On Thursday, June  2nd, 2016 at 13:00 o'clock in Freie Universität Berlin, seminar room in Fabeckstr. 34-36, 14195 Berlin (Dahlem,

Prof. Stavroula Sofou, Ph.D. (Departments of Biomedical Engineering, and Chemical and Biochemical Engineering, Rutgers University, USA)

will speak on "Sticky patches on lipid nanoparticles generate binding geometries that enable effective targeting of otherwise untargetable cancers”.

 

Abstract:

The majority of breast cancer patients (70%) have tumors designated as 'HER2-negative' (<1+ HER2-expression evaluated by immunohistochemistry or < 200,000 HER2-copies per cell). For these patients there are no targeted therapeutic options utilizing the HER2 receptor. The ability of uniformly targeted nanoparticles for specific targeting stops to hold on cancer cells expressing less than 200,000 copies of HER2 per cell or less than two receptors per nanoparticle's projected area. This geometry corresponds to the limit of multivalent interactions (avidity) loosely defined as multiple contacts between neighboring same-cell receptors with ligands from a single nanoparticle.
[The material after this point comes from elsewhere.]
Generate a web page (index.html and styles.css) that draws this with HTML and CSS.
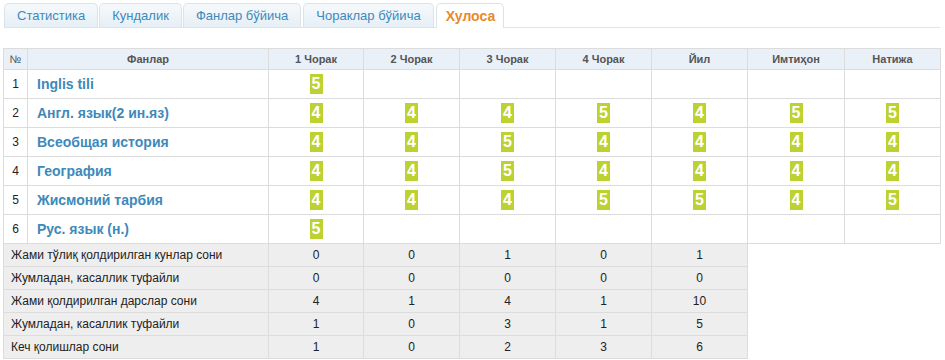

An alternative therapeutic approach would be needed, therefore, to enable selective targeting and effective killing of cancer cells with low HER2 expression.

Towards this goal we designed targeted lipid nanoparticles that contain HER2-targeting ligands densely conjugated within sticky patches. Sticky patches are phase-separated raft-like lipid-domains of high local multivalency which is induced by preferential partitioning of peptide-functionalized lipids. To enable selectivity in binding, sticky patches are exclusively triggered to form in mildly acidic environments matching the tumor interstitium.

We show that lipid nanoparticles with sticky patches selectively associate with and kill triple negative breast cancer cells while do not affect cardiomyocytes and breast normal cells (both expressing the same targeted receptors at considerably lower but not insignificant levels). These findings support the potential of these new binding geometries to enable targeting of otherwise untargetable cancers.